§ **Objective**
Reproduce the data below in full and exclude every picture.

§ **Information provided**
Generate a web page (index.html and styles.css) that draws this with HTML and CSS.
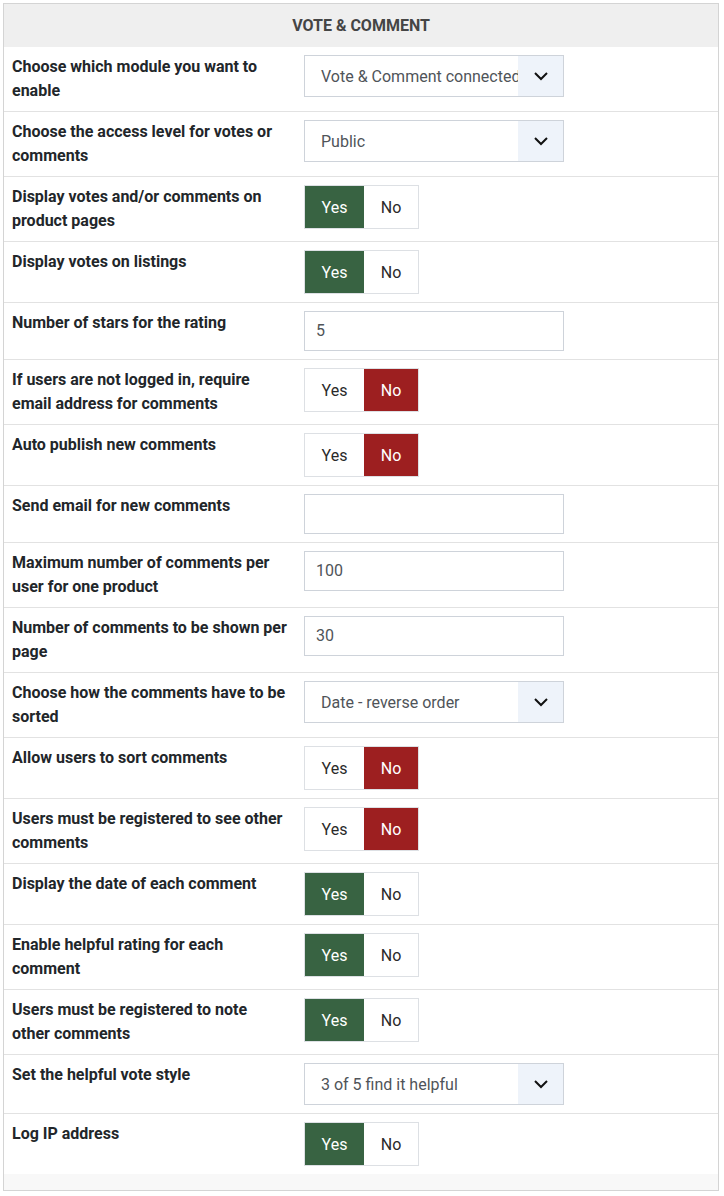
FILE: index.html
```html
<!DOCTYPE html>
<html lang="en">
<head>
  <meta charset="UTF-8">
  <title>Vote &amp; Comment</title>
  <link rel="stylesheet" href="styles.css">
</head>
<body>
  <div class="panel">
    <div class="panel-head">Vote &amp; Comment</div>

    <div class="row first">
      <div class="label">Choose which module you want to enable</div>
      <div class="value">
        <div class="select"><span class="select-text">Vote &amp; Comment connected</span><span class="arrow"><svg width="16" height="10" viewBox="0 0 16 10"><polyline points="2,2 8,8 14,2" fill="none" stroke="#111" stroke-width="2"/></svg></span></div>
      </div>
    </div>

    <div class="row">
      <div class="label">Choose the access level for votes or comments</div>
      <div class="value">
        <div class="select"><span class="select-text">Public</span><span class="arrow"><svg width="16" height="10" viewBox="0 0 16 10"><polyline points="2,2 8,8 14,2" fill="none" stroke="#111" stroke-width="2"/></svg></span></div>
      </div>
    </div>

    <div class="row">
      <div class="label">Display votes and/or comments on product pages</div>
      <div class="value"><div class="toggle"><span class="btn yes on">Yes</span><span class="btn">No</span></div></div>
    </div>

    <div class="row">
      <div class="label">Display votes on listings</div>
      <div class="value"><div class="toggle"><span class="btn yes on">Yes</span><span class="btn">No</span></div></div>
    </div>

    <div class="row">
      <div class="label">Number of stars for the rating</div>
      <div class="value"><div class="input">5</div></div>
    </div>

    <div class="row">
      <div class="label">If users are not logged in, require email address for comments</div>
      <div class="value"><div class="toggle"><span class="btn yes">Yes</span><span class="btn no on">No</span></div></div>
    </div>

    <div class="row">
      <div class="label">Auto publish new comments</div>
      <div class="value"><div class="toggle"><span class="btn yes">Yes</span><span class="btn no on">No</span></div></div>
    </div>

    <div class="row">
      <div class="label">Send email for new comments</div>
      <div class="value"><div class="input"></div></div>
    </div>

    <div class="row">
      <div class="label">Maximum number of comments per user for one product</div>
      <div class="value"><div class="input">100</div></div>
    </div>

    <div class="row">
      <div class="label">Number of comments to be shown per page</div>
      <div class="value"><div class="input">30</div></div>
    </div>

    <div class="row">
      <div class="label">Choose how the comments have to be sorted</div>
      <div class="value">
        <div class="select"><span class="select-text">Date - reverse order</span><span class="arrow"><svg width="16" height="10" viewBox="0 0 16 10"><polyline points="2,2 8,8 14,2" fill="none" stroke="#111" stroke-width="2"/></svg></span></div>
      </div>
    </div>

    <div class="row">
      <div class="label">Allow users to sort comments</div>
      <div class="value"><div class="toggle"><span class="btn yes">Yes</span><span class="btn no on">No</span></div></div>
    </div>

    <div class="row">
      <div class="label">Users must be registered to see other comments</div>
      <div class="value"><div class="toggle"><span class="btn yes">Yes</span><span class="btn no on">No</span></div></div>
    </div>

    <div class="row">
      <div class="label">Display the date of each comment</div>
      <div class="value"><div class="toggle"><span class="btn yes on">Yes</span><span class="btn">No</span></div></div>
    </div>

    <div class="row">
      <div class="label">Enable helpful rating for each comment</div>
      <div class="value"><div class="toggle"><span class="btn yes on">Yes</span><span class="btn">No</span></div></div>
    </div>

    <div class="row">
      <div class="label">Users must be registered to note other comments</div>
      <div class="value"><div class="toggle"><span class="btn yes on">Yes</span><span class="btn">No</span></div></div>
    </div>

    <div class="row">
      <div class="label">Set the helpful vote style</div>
      <div class="value">
        <div class="select"><span class="select-text">3 of 5 find it helpful</span><span class="arrow"><svg width="16" height="10" viewBox="0 0 16 10"><polyline points="2,2 8,8 14,2" fill="none" stroke="#111" stroke-width="2"/></svg></span></div>
      </div>
    </div>

    <div class="row">
      <div class="label">Log IP address</div>
      <div class="value"><div class="toggle"><span class="btn yes on">Yes</span><span class="btn">No</span></div></div>
    </div>

    <div class="panel-foot"></div>
  </div>
</body>
</html>
```

FILE: styles.css
```css
:root {
  --line: #e2e2e2;
  --field-border: #ced3da;
  --green: #386342;
  --red: #9d1f20;
  --text: #22262a;
}

body {
  margin: 3px;
  background: #fff;
  font-family: Roboto, "Liberation Sans", sans-serif;
  color: var(--text);
}

.panel {
  width: 714px;
  border: 1px solid #d4d4d4;
}

.panel-head {
  background: #efefef;
  height: 43px;
  line-height: 44px;
  text-align: center;
  text-transform: uppercase;
  font-weight: bold;
  font-size: 16px;
  color: #454545;
}

.row {
  display: grid;
  grid-template-columns: 292px 1fr;
  padding: 8px 8px;
  border-top: 1px solid var(--line);
}

.row.first {
  border-top: none;
}

.label {
  font-weight: bold;
  font-size: 16px;
  line-height: 24px;
  padding-right: 17px;
}

.select {
  width: 258px;
  height: 40px;
  border: 1px solid var(--field-border);
  display: flex;
  align-items: center;
  font-size: 16px;
  color: #4f5459;
}

.select-text {
  flex: 1;
  padding-left: 16px;
  white-space: nowrap;
  overflow: hidden;
}

.arrow {
  width: 45px;
  height: 100%;
  background: #eef3fa;
  display: flex;
  align-items: center;
  justify-content: center;
}

.input {
  width: 247px;
  height: 38px;
  line-height: 38px;
  border: 1px solid var(--field-border);
  padding-left: 11px;
  font-size: 16px;
  color: #4f5459;
}

.toggle {
  display: inline-flex;
  border: 1px solid #dde0e4;
  height: 42px;
}

.btn {
  width: 54px;
  display: flex;
  align-items: center;
  justify-content: center;
  font-size: 16px;
  color: #2a2a2a;
}

.btn.yes {
  width: 59px;
}

.btn.yes.on {
  background: var(--green);
  color: #fff;
}

.btn.no.on {
  background: var(--red);
  color: #fff;
}

.panel-foot {
  height: 16px;
  background: #f8f8f8;
}
```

§ **Solution to the exercise**
Generate a web page (index.html and styles.css) that draws this with HTML and CSS.
FILE: index.html
```html
<!DOCTYPE html>
<html lang="en">
<head>
  <meta charset="UTF-8">
  <title>Vote &amp; Comment</title>
  <link rel="stylesheet" href="styles.css">
</head>
<body>
  <div class="panel">
    <div class="panel-head">Vote &amp; Comment</div>

    <div class="row first">
      <div class="label">Choose which module you want to enable</div>
      <div class="value">
        <div class="select"><span class="select-text">Vote &amp; Comment connected</span><span class="arrow"><svg width="16" height="10" viewBox="0 0 16 10"><polyline points="2,2 8,8 14,2" fill="none" stroke="#111" stroke-width="2"/></svg></span></div>
      </div>
    </div>

    <div class="row">
      <div class="label">Choose the access level for votes or comments</div>
      <div class="value">
        <div class="select"><span class="select-text">Public</span><span class="arrow"><svg width="16" height="10" viewBox="0 0 16 10"><polyline points="2,2 8,8 14,2" fill="none" stroke="#111" stroke-width="2"/></svg></span></div>
      </div>
    </div>

    <div class="row">
      <div class="label">Display votes and/or comments on product pages</div>
      <div class="value"><div class="toggle"><span class="btn yes on">Yes</span><span class="btn">No</span></div></div>
    </div>

    <div class="row">
      <div class="label">Display votes on listings</div>
      <div class="value"><div class="toggle"><span class="btn yes on">Yes</span><span class="btn">No</span></div></div>
    </div>

    <div class="row">
      <div class="label">Number of stars for the rating</div>
      <div class="value"><div class="input">5</div></div>
    </div>

    <div class="row">
      <div class="label">If users are not logged in, require email address for comments</div>
      <div class="value"><div class="toggle"><span class="btn yes">Yes</span><span class="btn no on">No</span></div></div>
    </div>

    <div class="row">
      <div class="label">Auto publish new comments</div>
      <div class="value"><div class="toggle"><span class="btn yes">Yes</span><span class="btn no on">No</span></div></div>
    </div>

    <div class="row">
      <div class="label">Send email for new comments</div>
      <div class="value"><div class="input"></div></div>
    </div>

    <div class="row">
      <div class="label">Maximum number of comments per user for one product</div>
      <div class="value"><div class="input">100</div></div>
    </div>

    <div class="row">
      <div class="label">Number of comments to be shown per page</div>
      <div class="value"><div class="input">30</div></div>
    </div>

    <div class="row">
      <div class="label">Choose how the comments have to be sorted</div>
      <div class="value">
        <div class="select"><span class="select-text">Date - reverse order</span><span class="arrow"><svg width="16" height="10" viewBox="0 0 16 10"><polyline points="2,2 8,8 14,2" fill="none" stroke="#111" stroke-width="2"/></svg></span></div>
      </div>
    </div>

    <div class="row">
      <div class="label">Allow users to sort comments</div>
      <div class="value"><div class="toggle"><span class="btn yes">Yes</span><span class="btn no on">No</span></div></div>
    </div>

    <div class="row">
      <div class="label">Users must be registered to see other comments</div>
      <div class="value"><div class="toggle"><span class="btn yes">Yes</span><span class="btn no on">No</span></div></div>
    </div>

    <div class="row">
      <div class="label">Display the date of each comment</div>
      <div class="value"><div class="toggle"><span class="btn yes on">Yes</span><span class="btn">No</span></div></div>
    </div>

    <div class="row">
      <div class="label">Enable helpful rating for each comment</div>
      <div class="value"><div class="toggle"><span class="btn yes on">Yes</span><span class="btn">No</span></div></div>
    </div>

    <div class="row">
      <div class="label">Users must be registered to note other comments</div>
      <div class="value"><div class="toggle"><span class="btn yes on">Yes</span><span class="btn">No</span></div></div>
    </div>

    <div class="row">
      <div class="label">Set the helpful vote style</div>
      <div class="value">
        <div class="select"><span class="select-text">3 of 5 find it helpful</span><span class="arrow"><svg width="16" height="10" viewBox="0 0 16 10"><polyline points="2,2 8,8 14,2" fill="none" stroke="#111" stroke-width="2"/></svg></span></div>
      </div>
    </div>

    <div class="row">
      <div class="label">Log IP address</div>
      <div class="value"><div class="toggle"><span class="btn yes on">Yes</span><span class="btn">No</span></div></div>
    </div>

    <div class="panel-foot"></div>
  </div>
</body>
</html>
```

FILE: styles.css
```css
:root {
  --line: #e2e2e2;
  --field-border: #ced3da;
  --green: #386342;
  --red: #9d1f20;
  --text: #22262a;
}

body {
  margin: 3px;
  background: #fff;
  font-family: Roboto, "Liberation Sans", sans-serif;
  color: var(--text);
}

.panel {
  width: 714px;
  border: 1px solid #d4d4d4;
}

.panel-head {
  background: #efefef;
  height: 43px;
  line-height: 44px;
  text-align: center;
  text-transform: uppercase;
  font-weight: bold;
  font-size: 16px;
  color: #454545;
}

.row {
  display: grid;
  grid-template-columns: 292px 1fr;
  padding: 8px 8px;
  border-top: 1px solid var(--line);
}

.row.first {
  border-top: none;
}

.label {
  font-weight: bold;
  font-size: 16px;
  line-height: 24px;
  padding-right: 17px;
}

.select {
  width: 258px;
  height: 40px;
  border: 1px solid var(--field-border);
  display: flex;
  align-items: center;
  font-size: 16px;
  color: #4f5459;
}

.select-text {
  flex: 1;
  padding-left: 16px;
  white-space: nowrap;
  overflow: hidden;
}

.arrow {
  width: 45px;
  height: 100%;
  background: #eef3fa;
  display: flex;
  align-items: center;
  justify-content: center;
}

.input {
  width: 247px;
  height: 38px;
  line-height: 38px;
  border: 1px solid var(--field-border);
  padding-left: 11px;
  font-size: 16px;
  color: #4f5459;
}

.toggle {
  display: inline-flex;
  border: 1px solid #dde0e4;
  height: 42px;
}

.btn {
  width: 54px;
  display: flex;
  align-items: center;
  justify-content: center;
  font-size: 16px;
  color: #2a2a2a;
}

.btn.yes {
  width: 59px;
}

.btn.yes.on {
  background: var(--green);
  color: #fff;
}

.btn.no.on {
  background: var(--red);
  color: #fff;
}

.panel-foot {
  height: 16px;
  background: #f8f8f8;
}
```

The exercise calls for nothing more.